Hassan reached Greece from Iran in February, aiming to join the thousands of other asylum seekers heading north through Macedonia at the time.
But by that point the Macedonian border closed to Iranians – and later to all nationalities – so Hassan tried six times to get smuggled through the Balkans instead. Each time Hassan was caught, he says, “and my smuggler ate all my money”. He had no means of moving on – and no means of staying put. Then a friend told him about the park.
“Most of us come as a joke,” says Hassan. “We hear about it and we think we’ll see what it’s like. But then when our families stop sending us money, we have to come here full-time.”

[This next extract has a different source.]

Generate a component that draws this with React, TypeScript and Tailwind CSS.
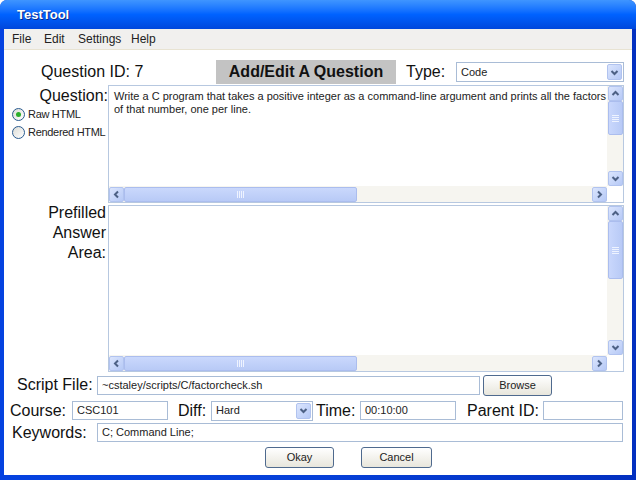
import React from 'react';

function Chevron({ dir }: { dir: 'up' | 'down' | 'left' | 'right' }) {
  const d = {
    up: 'M1.5 6 L4.5 3 L7.5 6',
    down: 'M1.5 3 L4.5 6 L7.5 3',
    left: 'M6 1.5 L3 4.5 L6 7.5',
    right: 'M3 1.5 L6 4.5 L3 7.5',
  }[dir];
  return (
    <svg width="9" height="9" viewBox="0 0 9 9">
      <path d={d} fill="none" stroke="#4d6185" strokeWidth="2" />
    </svg>
  );
}

function ArrowBtn({ dir }: { dir: 'up' | 'down' | 'left' | 'right' }) {
  return (
    <div className="w-[15px] h-[15px] shrink-0 rounded-[2px] border border-[#b1c3ef] bg-gradient-to-br from-[#dbe5fd] to-[#b6c9f6] flex items-center justify-center">
      <Chevron dir={dir} />
    </div>
  );
}

function VScroll({ thumb }: { thumb: string }) {
  return (
    <div className="w-[16px] h-full bg-[#f6f5f0] flex flex-col items-center">
      <ArrowBtn dir="up" />
      <div
        className={`${thumb} w-[15px] shrink-0 rounded-[2px] border border-[#abbdee] bg-gradient-to-r from-[#c9d7fc] to-[#b8caf6] flex flex-col items-center justify-center gap-[1px]`}
      >
        <div className="w-[7px] h-[1px] bg-[#eef3ff]" />
        <div className="w-[7px] h-[1px] bg-[#eef3ff]" />
        <div className="w-[7px] h-[1px] bg-[#eef3ff]" />
        <div className="w-[7px] h-[1px] bg-[#eef3ff]" />
      </div>
      <div className="flex-1" />
      <ArrowBtn dir="down" />
    </div>
  );
}

function HScroll() {
  return (
    <div className="flex-1 h-[16px] bg-[#f6f5f0] flex items-center">
      <ArrowBtn dir="left" />
      <div className="w-[233px] h-[15px] shrink-0 rounded-[2px] border border-[#abbdee] bg-gradient-to-b from-[#cad8fc] to-[#b8caf6] flex items-center justify-center gap-[1px]">
        <div className="w-[1px] h-[7px] bg-[#eef3ff]" />
        <div className="w-[1px] h-[7px] bg-[#eef3ff]" />
        <div className="w-[1px] h-[7px] bg-[#eef3ff]" />
        <div className="w-[1px] h-[7px] bg-[#eef3ff]" />
      </div>
      <div className="flex-1" />
      <ArrowBtn dir="right" />
    </div>
  );
}

function TextArea({ h, thumb, children }: { h: string; thumb: string; children?: React.ReactNode }) {
  return (
    <div className={`w-[516px] ${h} border border-[#b7c8e0] bg-white flex flex-col`}>
      <div className="flex-1 flex min-h-0">
        <div className="flex-1 pl-[5px] pt-[4px] text-[11px] leading-[13px] text-[#222]">{children}</div>
        <VScroll thumb={thumb} />
      </div>
      <div className="flex">
        <HScroll />
        <div className="w-[16px] h-[16px] bg-white" />
      </div>
    </div>
  );
}

function Input({ w, value }: { w: string; value?: string }) {
  return (
    <div className={`${w} h-[19px] border border-[#a9bcd6] bg-white pl-[4px] flex items-center text-[11px] text-[#222]`}>
      {value}
    </div>
  );
}

function Select({ w, value }: { w: string; value: string }) {
  return (
    <div className={`${w} h-[20px] border border-[#a9bcd6] bg-white flex items-center text-[11px] text-[#222]`}>
      <div className="flex-1 pl-[4px]">{value}</div>
      <div className="w-[15px] h-[16px] mr-[1px] rounded-[2px] border border-[#b1c3ef] bg-gradient-to-br from-[#dbe5fd] to-[#b6c9f6] flex items-center justify-center">
        <Chevron dir="down" />
      </div>
    </div>
  );
}

function Button({ w, label }: { w: string; label: string }) {
  return (
    <div className={`${w} h-[21px] rounded-[3px] border border-[#4f6a8e] bg-gradient-to-b from-[#ffffff] to-[#e8e6dc] flex items-center justify-center text-[11px] text-[#222]`}>
      {label}
    </div>
  );
}

function Radio({ checked, label }: { checked?: boolean; label: string }) {
  return (
    <div className="h-[18px] flex items-center pl-[8px] text-[11px] tracking-[-0.3px] whitespace-nowrap text-[#222]">
      <div className="w-[13px] h-[13px] shrink-0 rounded-full border border-[#2a5b8f] bg-gradient-to-br from-[#dcdcd6] to-[#ffffff] flex items-center justify-center">
        {checked && <div className="w-[5px] h-[5px] rounded-full bg-[#2bae2b]" />}
      </div>
      <span className="ml-[3px]">{label}</span>
    </div>
  );
}

export default function App() {
  return (
    <div className="w-[636px] h-[480px] bg-white font-['Liberation_Sans',Arial,sans-serif] text-[#111]">
      <div className="w-full h-full rounded-t-[7px] bg-gradient-to-r from-[#0542e0] via-[#0640d8] to-[#0330c0] flex flex-col overflow-hidden">
        {/* title bar */}
        <div className="h-[29px] shrink-0 bg-gradient-to-b from-[#3f95ff] via-[#0062ff] to-[#0047dc] flex items-center pl-[17px]">
          <span className="text-[13px] font-bold text-white [text-shadow:1px_1px_0_#0a2a8a]">TestTool</span>
        </div>
        <div className="flex-1 mx-[4px] mb-[5px] bg-white flex flex-col">
          {/* menu */}
          <div className="h-[21px] shrink-0 bg-[#f1f0ee] border-b border-[#e8e3d2] flex items-center pl-[8px] text-[12px] text-[#222]">
            <span className="w-[32px]">File</span>
            <span className="w-[34px]">Edit</span>
            <span className="w-[53px]">Settings</span>
            <span>Help</span>
          </div>

          {/* header row */}
          <div className="mt-[10px] h-[24px] flex items-center text-[16px]">
            <span className="pl-[37px] w-[212px]">Question ID: 7</span>
            <div className="w-[180px] h-[24px] bg-[#c3c3c3] flex items-center justify-center font-bold">
              Add/Edit A Question
            </div>
            <span className="w-[60px] pl-[10px]">Type:</span>
            <Select w="w-[168px]" value="Code" />
          </div>

          {/* question */}
          <div className="mt-[1px] flex">
            <div className="w-[104px] flex flex-col">
              <div className="mt-[2px] text-[16px] leading-[18px] text-right">Question:</div>
              <Radio checked label="Raw HTML" />
              <Radio label="Rendered HTML" />
            </div>
            <TextArea h="h-[118px]" thumb="h-[34px]">
              Write a C program that takes a positive integer as a command-line argument and prints all the factors of
              that number, one per line.
            </TextArea>
          </div>

          {/* prefilled answer */}
          <div className="mt-[2px] flex">
            <div className="w-[104px] mt-[-2px] pr-[2px] text-[16px] leading-[20px] text-right">
              Prefilled
              <br />
              Answer
              <br />
              Area:
            </div>
            <TextArea h="h-[167px]" thumb="h-[58px]" />
          </div>

          {/* script file */}
          <div className="mt-[2px] h-[22px] flex items-center text-[16px]">
            <span className="pl-[13px] w-[93px]">Script File:</span>
            <Input w="w-[383px]" value="~cstaley/scripts/C/factorcheck.sh" />
            <div className="ml-[3px]">
              <Button w="w-[69px]" label="Browse" />
            </div>
          </div>

          {/* course row */}
          <div className="mt-[4px] h-[21px] flex items-center text-[16px]">
            <span className="pl-[6px] w-[68px]">Course:</span>
            <Input w="w-[96px]" value="CSC101" />
            <span className="ml-[10px] w-[33px]">Diff:</span>
            <Select w="w-[102px]" value="Hard" />
            <span className="ml-[3px] w-[44px]">Time:</span>
            <Input w="w-[96px]" value="00:10:00" />
            <span className="ml-[11px] w-[76px]">Parent ID:</span>
            <Input w="w-[80px]" />
          </div>

          {/* keywords */}
          <div className="mt-[1px] h-[21px] flex items-center text-[16px]">
            <span className="pl-[8px] w-[93px]">Keywords:</span>
            <Input w="w-[526px]" value="C; Command Line;" />
          </div>

          {/* buttons */}
          <div className="mt-[4px] flex pl-[261px]">
            <Button w="w-[69px]" label="Okay" />
            <div className="ml-[27px]">
              <Button w="w-[71px]" label="Cancel" />
            </div>
          </div>
        </div>
      </div>
    </div>
  );
}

Perhaps the greatest desperation can be found on the islands, where you can find the most overcrowded camps. Before the deportation deal with Turkey began, new arrivals could move quickly to the mainland. But since March, most newcomers have not been able to leave legally – while deportations have largely failed to materialise. So the camps are overflowing, leading to tensions with some local residents. On the tiny island of Leros, refugee campaigners were told to leave by a mob of angry islanders, while on Chios, a dead rabbit was left outside an activists’ kitchen.
Refugees there face an even more precarious fate. Many are “very depressed”, said Methkal Khalawi, a Syrian oil technician stuck on Chios. “I see a lot of them crying deeply. They are here in exile, nothing more. Prisoners of Europe.”
Here and there, there are small signs of improvement. The camps are gradually being refurbished, often thanks to volunteer groups. The Greek government will attempt to place all refugee children in some kind of education this autumn. UNHCR hopes to move 10,000 people out of the camps, and into private accommodation. Small private projects – like Maria Diakopoulou’s – are also helping to integrate refugees into local households and communities. About a fifth of the 100 refugees in her scheme now have some kind of work, and some have set up an informal business.
But most observers acknowledge the general situation is dire – and has the potential to turn into a long-term tragedy.
The EU relocation scheme and the EU-Turkey deal are collectively meant to see most asylum seekers moved out of Greece. But with both schemes faltering, one of the early architects of the EU-Turkey deal believes many refugees may end up never leaving.
According to Gerald Knaus, the thinktank chief who first envisaged the deal last September, Greece could end up becoming a giant holding pen for refugees, performing the same controversial role for Europe that Nauru and Manus Island perform for Australia in the Pacific.
If the situation does not improve, Knaus says, “then what we have instead is an Australian-style system, where Greece becomes Nauru.”